Nós já sabemos que a dor vem de vários lugares e de várias situações. Hoje quero retratar três situações dolorosas, muito mais comuns do que imaginamos.
As relações humanas ainda são fonte de muita angústia, e essas angústias se materializam de várias formas no corpo.
Três mulheres desconhecidas, todas com dores crônicas nas colunas.
O que me motivou contar essas histórias foi um fato em comum. Todas me contavam histórias difíceis e tristemente semelhantes.
– Doutora, eu me separei porque eu cansei de negociar o pão.
– Como? Negociar o pão? – eu perguntava.
– O meu marido ameaçava não deixar o dinheiro para o pão dos meus quatro filhos e para várias outras coisas se eu não tivesse relações sexuais com ele. Até que um dia eu me esgotei e disse que, se ele não desse o dinheiro para comprar a comida, todos nós morreríamos de fome, porque ele nunca mais encostaria a mão em mim, e fugi pela janela.
Este foi o relato de uma paciente com muitos problemas de coluna e histórico de câncer de útero e de mama.
O segundo relato é de uma paciente que vinha à clínica com muita frequência para fazer bloqueio de dor.
Embora eu lhe explicasse que o problema era da coluna cervical, ela insistia que o problema era do ombro esquerdo.
Também era orientada frequentemente a fazer uma reabilitação física, mas se negava. Vinha apenas para os bloqueios e para me contar sua história. Impreterivelmente, todas as vezes que vinha à clínica, a mesma história.
<CW27>Ela me contava como o juiz tinha exigido ao marido, alcoólatra e violento com ela e com os filhos, que ele deveria sair da casa dela.
Contava essa história de alma lavada, como quem recebe uma carta de alforria.
E repetia, repetia, repetia...
“O juiz disse: ‘Sr.

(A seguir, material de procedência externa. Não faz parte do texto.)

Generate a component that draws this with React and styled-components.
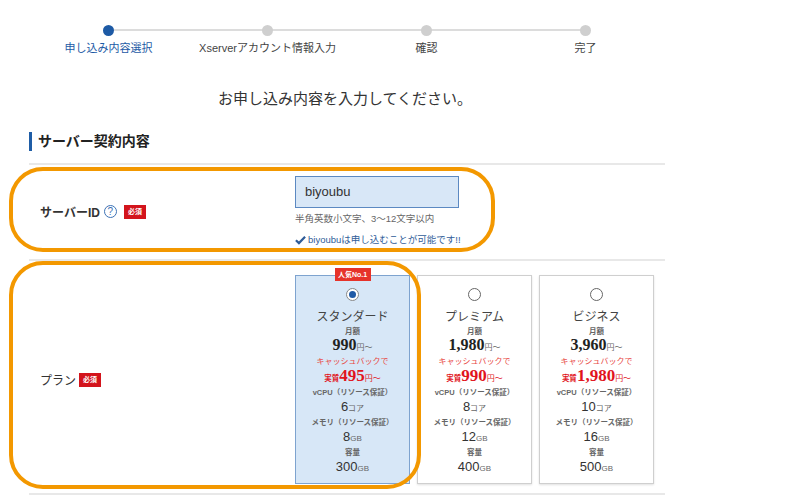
import React from "react";
import styled, { createGlobalStyle } from "styled-components";

const Global = createGlobalStyle`
  html, body { margin: 0; padding: 0; background: #fff; }
  body { font-family: "Liberation Sans", "Noto Sans CJK JP", sans-serif; color: #333; }
  * { box-sizing: border-box; }
`;

const Page = styled.div`
  position: relative;
  width: 800px;
  height: 500px;
  overflow: hidden;
`;

const Container = styled.div`
  margin-left: 29px;
  width: 636px;
`;

const StepList = styled.div`
  position: relative;
  display: grid;
  grid-template-columns: repeat(4, 1fr);
  padding-top: 25px;
  &::before {
    content: "";
    position: absolute;
    left: 12.5%;
    right: 12.5%;
    top: 29px;
    height: 2px;
    background: #dcdcdc;
  }
`;

const Step = styled.div`
  position: relative;
  display: flex;
  flex-direction: column;
  align-items: center;
`;

const Dot = styled.div`
  width: 11px;
  height: 11px;
  border-radius: 50%;
  background: ${(p) => (p.$active ? "#1d5aa5" : "#cfcfcf")};
`;

const StepLabel = styled.div`
  margin-top: 5px;
  height: 14px;
  font-size: 11px;
  line-height: 14px;
  color: ${(p) => (p.$active ? "#1d5aa5" : "#444")};
  white-space: nowrap;
`;

const Heading = styled.h1`
  margin: 34px 0 0;
  height: 20px;
  font-size: 15px;
  line-height: 20px;
  font-weight: normal;
  text-align: center;
  color: #333;
  padding-right: 4px;
`;

const SectionTitle = styled.h2`
  margin: 23px 0 0;
  height: 19px;
  border-left: 3px solid #1f5da6;
  padding-left: 6px;
  font-size: 14px;
  line-height: 19px;
  font-weight: bold;
  color: #222;
`;

const Form = styled.div`
  margin-top: 12px;
  border-top: 2px solid #e8e8e8;
`;

const Row = styled.div`
  display: flex;
  border-bottom: 2px solid #e8e8e8;
  padding: ${(p) => p.$pad};
`;

const LabelCell = styled.div`
  width: 266px;
  padding-left: 11px;
  display: flex;
  align-items: center;
  font-size: 12px;
  font-weight: ${(p) => (p.$bold ? "bold" : "normal")};
  color: #333;
`;

const Help = styled.span`
  display: inline-flex;
  align-items: center;
  justify-content: center;
  width: 13px;
  height: 13px;
  margin-left: 4px;
  border: 1px solid #3d72b5;
  border-radius: 50%;
  color: #3d72b5;
  font-size: 10px;
  font-weight: normal;
  line-height: 1;
`;

const Required = styled.span`
  display: inline-block;
  width: 22px;
  height: 14px;
  margin-left: ${(p) => p.$ml || 4}px;
  background: #d3141c;
  color: #fff;
  font-size: 7px;
  font-weight: bold;
  line-height: 14px;
  text-align: center;
`;

const ValueCell = styled.div`
  flex: 1;
`;

const Input = styled.div`
  width: 164px;
  height: 32px;
  border: 1px solid #5c89c2;
  background: #d8e7f7;
  padding-left: 9px;
  font-size: 13px;
  line-height: 30px;
  color: #333;
`;

const Hint = styled.div`
  margin-top: 4px;
  height: 14px;
  font-size: 9.5px;
  line-height: 14px;
  color: #666;
`;

const Ok = styled.div`
  margin-top: 7px;
  height: 14px;
  display: flex;
  align-items: center;
  gap: 2px;
  font-size: 9.5px;
  line-height: 14px;
  color: #2f5c98;
`;

const Cards = styled.div`
  display: flex;
  gap: 7px;
`;

const Card = styled.div`
  position: relative;
  width: 115px;
  height: 209px;
  padding-top: 12px;
  border: 1px solid ${(p) => (p.$selected ? "#7ea3cf" : "#cfcfcf")};
  background: ${(p) => (p.$selected ? "#d7e7f7" : "#fff")};
  box-shadow: ${(p) => (p.$selected ? "none" : "0 1px 2px rgba(0,0,0,0.12)")};
  text-align: center;
  color: #444;
`;

const Popular = styled.div`
  position: absolute;
  top: -8px;
  left: 50%;
  transform: translateX(-50%);
  width: 36px;
  height: 13px;
  background: #e6332a;
  color: #fff;
  font-size: 7px;
  font-weight: bold;
  line-height: 13px;
  white-space: nowrap;
`;

const Radio = styled.div`
  margin: 0 auto;
  width: 13px;
  height: 13px;
  border-radius: 50%;
  border: 1px solid ${(p) => (p.$on ? "#888" : "#666")};
  background: #fff;
  display: flex;
  align-items: center;
  justify-content: center;
  &::after {
    content: "";
    width: 7px;
    height: 7px;
    border-radius: 50%;
    background: ${(p) => (p.$on ? "#1f5aa6" : "transparent")};
  }
`;

const PlanName = styled.div`
  margin-top: 7px;
  height: 18px;
  font-size: 12px;
  line-height: 18px;
  color: #444;
`;

const Tiny = styled.div`
  margin-top: ${(p) => p.$mt || 0}px;
  height: ${(p) => p.$lh || 12}px;
  font-size: 7.5px;
  font-weight: bold;
  line-height: ${(p) => p.$lh || 12}px;
  color: #666;
  white-space: nowrap;
`;

const Price = styled.div`
  height: 16px;
  line-height: 16px;
  color: ${(p) => (p.$red ? "#e1141d" : "#222")};
  white-space: nowrap;
`;

const Num = styled.span`
  font-family: "Liberation Serif", serif;
  font-weight: bold;
  font-size: ${(p) => p.$size || 16}px;
`;

const Unit = styled.span`
  font-size: 8px;
  color: ${(p) => (p.$red ? "#e1141d" : "#666")};
`;

const Cashback = styled.div`
  margin-top: 3px;
  height: 12px;
  font-size: 8px;
  line-height: 12px;
  color: #e8473f;
  white-space: nowrap;
`;

const Jisshitsu = styled.span`
  font-size: 7.5px;
  font-weight: bold;
  color: #e1141d;
`;

const SpecValue = styled.div`
  height: 15px;
  font-size: 13px;
  line-height: 15px;
  color: #333;
`;

const Highlight = styled.div`
  position: absolute;
  left: ${(p) => p.$x}px;
  top: ${(p) => p.$y}px;
  width: ${(p) => p.$w}px;
  height: ${(p) => p.$h}px;
  border: 4px solid #f39800;
  border-radius: 34px;
  pointer-events: none;
`;

const steps = ["申し込み内容選択", "Xserverアカウント情報入力", "確認", "完了"];

const plans = [
  { name: "スタンダード", price: "990", real: "495", cpu: "6", mem: "8", disk: "300", selected: true },
  { name: "プレミアム", price: "1,980", real: "990", cpu: "8", mem: "12", disk: "400" },
  { name: "ビジネス", price: "3,960", real: "1,980", cpu: "10", mem: "16", disk: "500" },
];

const Check = () => (
  <svg width="11" height="10" viewBox="0 0 12 10">
    <path d="M1 5.2 L4.3 8.4 L11 1.4" fill="none" stroke="#2f5c98" strokeWidth="2.4" />
  </svg>
);

export default function App() {
  return (
    <Page>
      <Global />
      <Container>
        <StepList>
          {steps.map((s, i) => (
            <Step key={s}>
              <Dot $active={i === 0} />
              <StepLabel $active={i === 0}>{s}</StepLabel>
            </Step>
          ))}
        </StepList>
        <Heading>お申し込み内容を入力してください。</Heading>
        <SectionTitle>サーバー契約内容</SectionTitle>
        <Form>
          <Row $pad="11px 0 12px">
            <LabelCell $bold>
              サーバーID
              <Help>?</Help>
              <Required $ml={7}>必須</Required>
            </LabelCell>
            <ValueCell>
              <Input>biyoubu</Input>
              <Hint>半角英数小文字、3〜12文字以内</Hint>
              <Ok>
                <Check />
                biyoubuは申し込むことが可能です!!
              </Ok>
            </ValueCell>
          </Row>
          <Row $pad="14px 0 9px">
            <LabelCell>
              プラン
              <Required $ml={3}>必須</Required>
            </LabelCell>
            <ValueCell>
              <Cards>
                {plans.map((p) => (
                  <Card key={p.name} $selected={p.selected}>
                    {p.selected && <Popular>人気No.1</Popular>}
                    <Radio $on={p.selected} />
                    <PlanName>{p.name}</PlanName>
                    <Tiny $mt={1} $lh={10}>月額</Tiny>
                    <Price>
                      <Num>{p.price}</Num>
                      <Unit>円〜</Unit>
                    </Price>
                    <Cashback>キャッシュバックで</Cashback>
                    <Price $red>
                      <Jisshitsu>実質</Jisshitsu>
                      <Num $size={17}>{p.real}</Num>
                      <Unit $red>円〜</Unit>
                    </Price>
                    <Tiny $mt={3}>vCPU（リソース保証）</Tiny>
                    <SpecValue>
                      {p.cpu}
                      <Unit>コア</Unit>
                    </SpecValue>
                    <Tiny $mt={3}>メモリ（リソース保証）</Tiny>
                    <SpecValue>
                      {p.mem}
                      <Unit>GB</Unit>
                    </SpecValue>
                    <Tiny $mt={3}>容量</Tiny>
                    <SpecValue>
                      {p.disk}
                      <Unit>GB</Unit>
                    </SpecValue>
                  </Card>
                ))}
              </Cards>
            </ValueCell>
          </Row>
        </Form>
      </Container>
      <Highlight $x={9} $y={167} $w={486} $h={85} />
      <Highlight $x={9} $y={261} $w={412} $h={228} />
    </Page>
  );
}
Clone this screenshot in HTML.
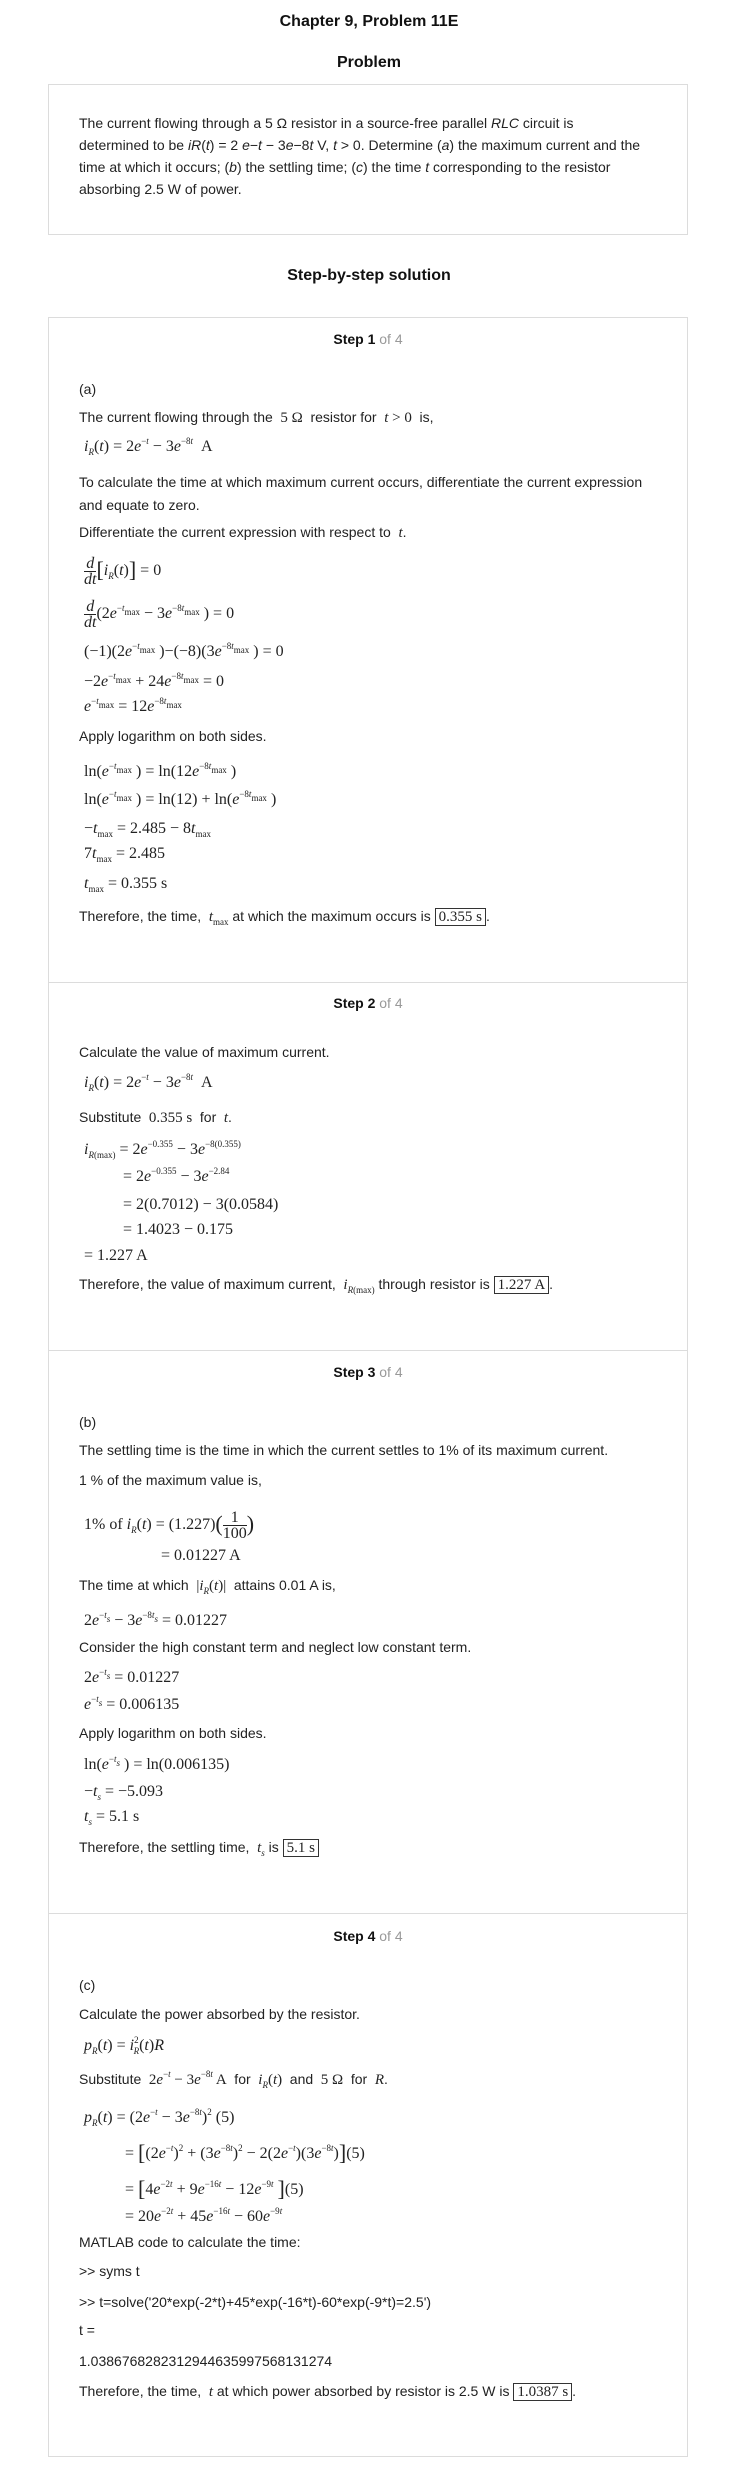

Fulano, o senhor vai voltar e pegar suas coisas pessoais e sair’. E depois falou para mim: ‘Se ele não sair, a senhora me avisa’”.
Ele saiu da vida dela, levando apenas as coisas pessoais, mas deixou uma dor cervical irradiada para o ombro esquerdo.
No terceiro caso, a paciente igualmente com problemas graves na coluna, como a estenose de canal medular lombar. Ela me contou em todos os nossos encontros como ela foi sofreu um abuso sexual por parte do marido em sua noite de núpcias e como o comportamento dele na sua primeira noite de intimidade sexual determinou sua história de frustração com ele e sua sexualidade.
Não se separou, mas comemorou, silenciosamente, com muita alegria, o dia em que ele morreu, 22 anos depois desse terrível episódio.
Quando perguntei a ela se não pensava em talvez, eventualmente, se abrir para um novo relacionamento, ela, dura e firmemente, respondeu:
– Deus me livre. Nunca mais deixei nenhum homem tocar em mim.
Por isso eu insisto: precisamos cuidar mais das pessoas que das doenças, porque as doenças têm histórias.